→ WHAT NEEDS TO BE DONE
All of the data should be output character for character, except the pictures.

..........

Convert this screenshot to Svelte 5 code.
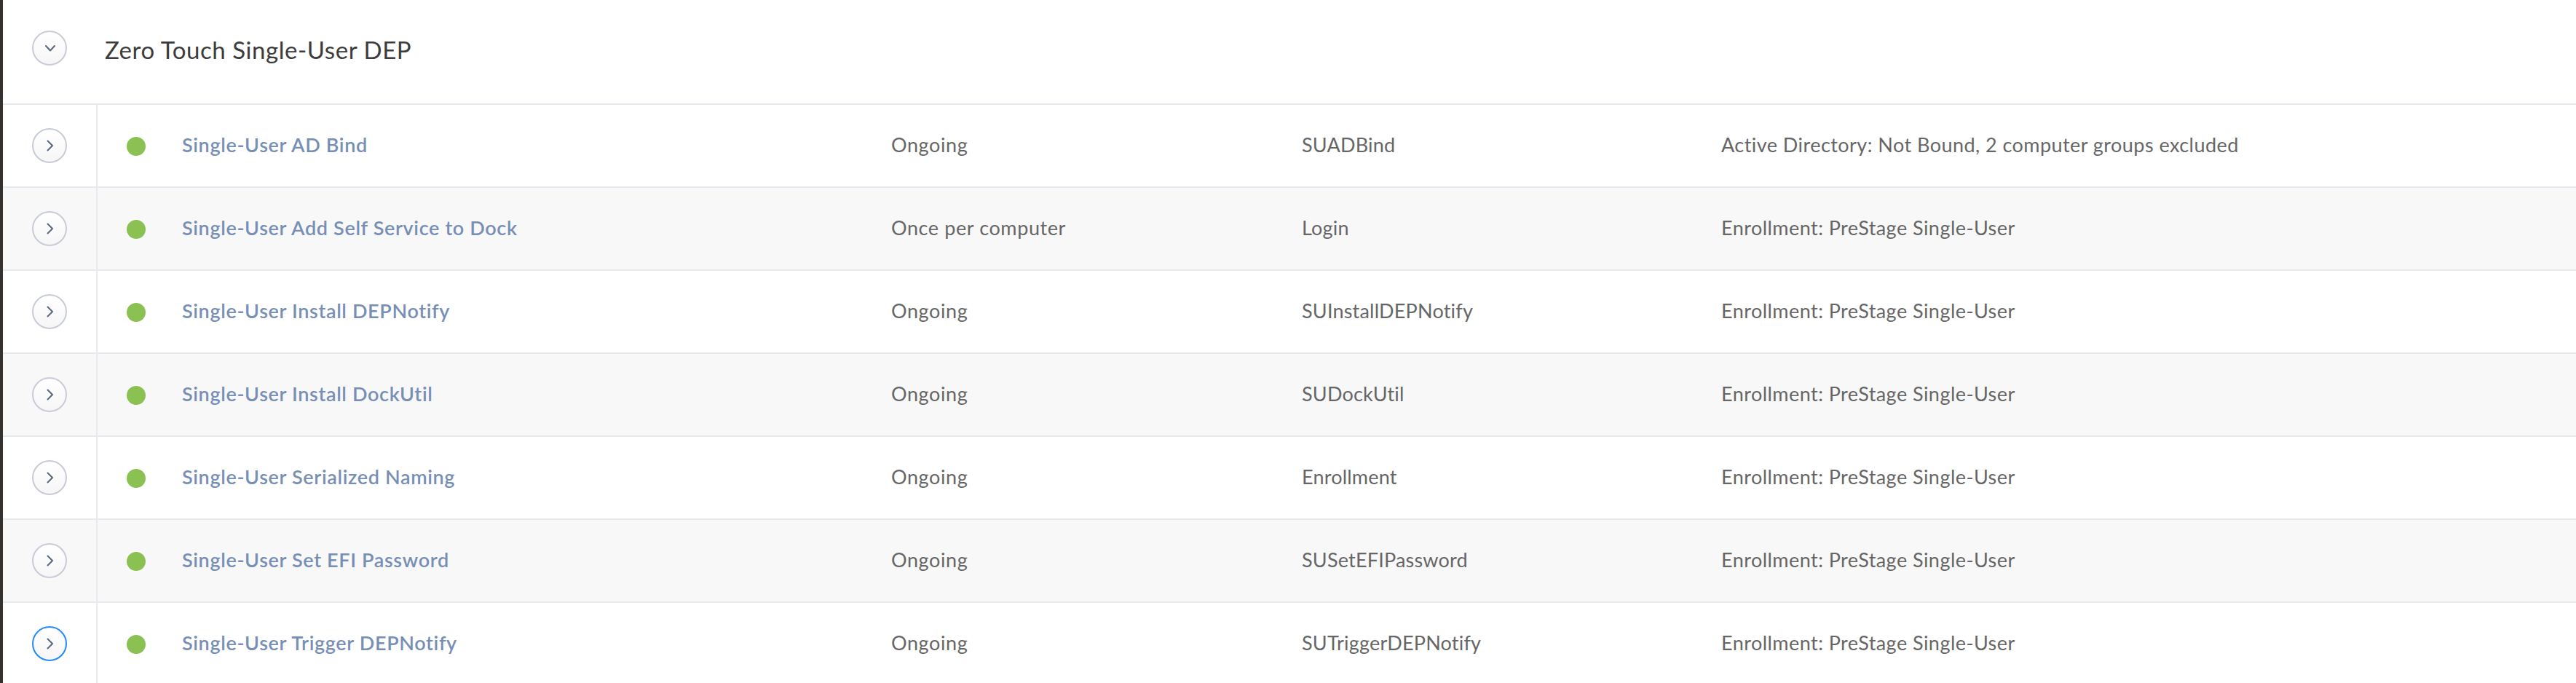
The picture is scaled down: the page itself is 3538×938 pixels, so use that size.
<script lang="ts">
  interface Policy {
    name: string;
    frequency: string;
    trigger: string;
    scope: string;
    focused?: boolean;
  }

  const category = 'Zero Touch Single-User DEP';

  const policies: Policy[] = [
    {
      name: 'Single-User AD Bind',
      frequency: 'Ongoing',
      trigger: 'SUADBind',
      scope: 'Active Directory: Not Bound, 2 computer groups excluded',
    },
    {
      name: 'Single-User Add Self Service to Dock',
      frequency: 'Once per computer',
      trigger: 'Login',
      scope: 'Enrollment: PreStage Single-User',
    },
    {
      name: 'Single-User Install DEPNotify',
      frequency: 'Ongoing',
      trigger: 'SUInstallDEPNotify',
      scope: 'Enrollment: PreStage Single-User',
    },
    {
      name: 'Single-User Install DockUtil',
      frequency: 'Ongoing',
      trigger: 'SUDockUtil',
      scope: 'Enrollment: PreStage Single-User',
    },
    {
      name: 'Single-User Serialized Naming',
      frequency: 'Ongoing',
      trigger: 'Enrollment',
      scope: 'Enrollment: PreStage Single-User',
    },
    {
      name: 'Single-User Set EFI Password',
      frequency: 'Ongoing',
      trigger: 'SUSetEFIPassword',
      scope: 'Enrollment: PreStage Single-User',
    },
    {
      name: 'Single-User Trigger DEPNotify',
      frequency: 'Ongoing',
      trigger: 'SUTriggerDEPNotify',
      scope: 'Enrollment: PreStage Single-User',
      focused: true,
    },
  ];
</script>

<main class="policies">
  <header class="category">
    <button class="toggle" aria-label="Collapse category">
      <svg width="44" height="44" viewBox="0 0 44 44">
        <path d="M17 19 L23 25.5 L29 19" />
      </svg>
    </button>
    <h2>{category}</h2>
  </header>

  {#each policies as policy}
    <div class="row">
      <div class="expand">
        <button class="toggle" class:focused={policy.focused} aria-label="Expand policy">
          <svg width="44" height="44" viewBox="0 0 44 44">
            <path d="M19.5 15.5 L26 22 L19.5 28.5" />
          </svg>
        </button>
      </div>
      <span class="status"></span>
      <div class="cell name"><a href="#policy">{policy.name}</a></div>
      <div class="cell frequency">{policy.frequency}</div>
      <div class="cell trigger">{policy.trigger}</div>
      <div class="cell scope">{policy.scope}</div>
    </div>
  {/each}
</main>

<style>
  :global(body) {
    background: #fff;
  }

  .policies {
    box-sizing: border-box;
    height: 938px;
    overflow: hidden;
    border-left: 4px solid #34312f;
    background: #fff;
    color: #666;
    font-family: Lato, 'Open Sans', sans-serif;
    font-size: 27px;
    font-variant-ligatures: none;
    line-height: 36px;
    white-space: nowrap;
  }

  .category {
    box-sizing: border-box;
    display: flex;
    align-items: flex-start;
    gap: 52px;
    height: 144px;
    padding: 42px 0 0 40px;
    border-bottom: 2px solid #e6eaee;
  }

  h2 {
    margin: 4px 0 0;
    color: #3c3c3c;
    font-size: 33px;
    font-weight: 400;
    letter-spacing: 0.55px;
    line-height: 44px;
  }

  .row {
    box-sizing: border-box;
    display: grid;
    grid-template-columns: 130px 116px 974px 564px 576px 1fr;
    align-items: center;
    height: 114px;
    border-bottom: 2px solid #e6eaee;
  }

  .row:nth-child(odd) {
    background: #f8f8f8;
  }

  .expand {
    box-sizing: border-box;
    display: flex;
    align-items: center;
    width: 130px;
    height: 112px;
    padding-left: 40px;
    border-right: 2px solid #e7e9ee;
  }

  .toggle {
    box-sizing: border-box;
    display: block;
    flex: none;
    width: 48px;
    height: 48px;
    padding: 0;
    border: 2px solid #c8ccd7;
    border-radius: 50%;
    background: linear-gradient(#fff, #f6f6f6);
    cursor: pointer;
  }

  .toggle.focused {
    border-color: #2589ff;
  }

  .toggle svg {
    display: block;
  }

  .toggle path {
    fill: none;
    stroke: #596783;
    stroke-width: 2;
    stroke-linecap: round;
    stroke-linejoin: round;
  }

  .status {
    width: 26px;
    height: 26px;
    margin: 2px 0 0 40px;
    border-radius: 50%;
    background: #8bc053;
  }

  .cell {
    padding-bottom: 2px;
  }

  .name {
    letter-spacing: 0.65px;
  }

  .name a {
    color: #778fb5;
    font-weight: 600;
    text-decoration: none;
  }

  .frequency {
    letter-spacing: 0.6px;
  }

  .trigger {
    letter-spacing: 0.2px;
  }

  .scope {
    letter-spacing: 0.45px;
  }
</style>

..........

→ ANSWER BELOW
Convert this screenshot to Svelte 5 code.
The picture is scaled down: the page itself is 3538×938 pixels, so use that size.
<script lang="ts">
  interface Policy {
    name: string;
    frequency: string;
    trigger: string;
    scope: string;
    focused?: boolean;
  }

  const category = 'Zero Touch Single-User DEP';

  const policies: Policy[] = [
    {
      name: 'Single-User AD Bind',
      frequency: 'Ongoing',
      trigger: 'SUADBind',
      scope: 'Active Directory: Not Bound, 2 computer groups excluded',
    },
    {
      name: 'Single-User Add Self Service to Dock',
      frequency: 'Once per computer',
      trigger: 'Login',
      scope: 'Enrollment: PreStage Single-User',
    },
    {
      name: 'Single-User Install DEPNotify',
      frequency: 'Ongoing',
      trigger: 'SUInstallDEPNotify',
      scope: 'Enrollment: PreStage Single-User',
    },
    {
      name: 'Single-User Install DockUtil',
      frequency: 'Ongoing',
      trigger: 'SUDockUtil',
      scope: 'Enrollment: PreStage Single-User',
    },
    {
      name: 'Single-User Serialized Naming',
      frequency: 'Ongoing',
      trigger: 'Enrollment',
      scope: 'Enrollment: PreStage Single-User',
    },
    {
      name: 'Single-User Set EFI Password',
      frequency: 'Ongoing',
      trigger: 'SUSetEFIPassword',
      scope: 'Enrollment: PreStage Single-User',
    },
    {
      name: 'Single-User Trigger DEPNotify',
      frequency: 'Ongoing',
      trigger: 'SUTriggerDEPNotify',
      scope: 'Enrollment: PreStage Single-User',
      focused: true,
    },
  ];
</script>

<main class="policies">
  <header class="category">
    <button class="toggle" aria-label="Collapse category">
      <svg width="44" height="44" viewBox="0 0 44 44">
        <path d="M17 19 L23 25.5 L29 19" />
      </svg>
    </button>
    <h2>{category}</h2>
  </header>

  {#each policies as policy}
    <div class="row">
      <div class="expand">
        <button class="toggle" class:focused={policy.focused} aria-label="Expand policy">
          <svg width="44" height="44" viewBox="0 0 44 44">
            <path d="M19.5 15.5 L26 22 L19.5 28.5" />
          </svg>
        </button>
      </div>
      <span class="status"></span>
      <div class="cell name"><a href="#policy">{policy.name}</a></div>
      <div class="cell frequency">{policy.frequency}</div>
      <div class="cell trigger">{policy.trigger}</div>
      <div class="cell scope">{policy.scope}</div>
    </div>
  {/each}
</main>

<style>
  :global(body) {
    background: #fff;
  }

  .policies {
    box-sizing: border-box;
    height: 938px;
    overflow: hidden;
    border-left: 4px solid #34312f;
    background: #fff;
    color: #666;
    font-family: Lato, 'Open Sans', sans-serif;
    font-size: 27px;
    font-variant-ligatures: none;
    line-height: 36px;
    white-space: nowrap;
  }

  .category {
    box-sizing: border-box;
    display: flex;
    align-items: flex-start;
    gap: 52px;
    height: 144px;
    padding: 42px 0 0 40px;
    border-bottom: 2px solid #e6eaee;
  }

  h2 {
    margin: 4px 0 0;
    color: #3c3c3c;
    font-size: 33px;
    font-weight: 400;
    letter-spacing: 0.55px;
    line-height: 44px;
  }

  .row {
    box-sizing: border-box;
    display: grid;
    grid-template-columns: 130px 116px 974px 564px 576px 1fr;
    align-items: center;
    height: 114px;
    border-bottom: 2px solid #e6eaee;
  }

  .row:nth-child(odd) {
    background: #f8f8f8;
  }

  .expand {
    box-sizing: border-box;
    display: flex;
    align-items: center;
    width: 130px;
    height: 112px;
    padding-left: 40px;
    border-right: 2px solid #e7e9ee;
  }

  .toggle {
    box-sizing: border-box;
    display: block;
    flex: none;
    width: 48px;
    height: 48px;
    padding: 0;
    border: 2px solid #c8ccd7;
    border-radius: 50%;
    background: linear-gradient(#fff, #f6f6f6);
    cursor: pointer;
  }

  .toggle.focused {
    border-color: #2589ff;
  }

  .toggle svg {
    display: block;
  }

  .toggle path {
    fill: none;
    stroke: #596783;
    stroke-width: 2;
    stroke-linecap: round;
    stroke-linejoin: round;
  }

  .status {
    width: 26px;
    height: 26px;
    margin: 2px 0 0 40px;
    border-radius: 50%;
    background: #8bc053;
  }

  .cell {
    padding-bottom: 2px;
  }

  .name {
    letter-spacing: 0.65px;
  }

  .name a {
    color: #778fb5;
    font-weight: 600;
    text-decoration: none;
  }

  .frequency {
    letter-spacing: 0.6px;
  }

  .trigger {
    letter-spacing: 0.2px;
  }

  .scope {
    letter-spacing: 0.45px;
  }
</style>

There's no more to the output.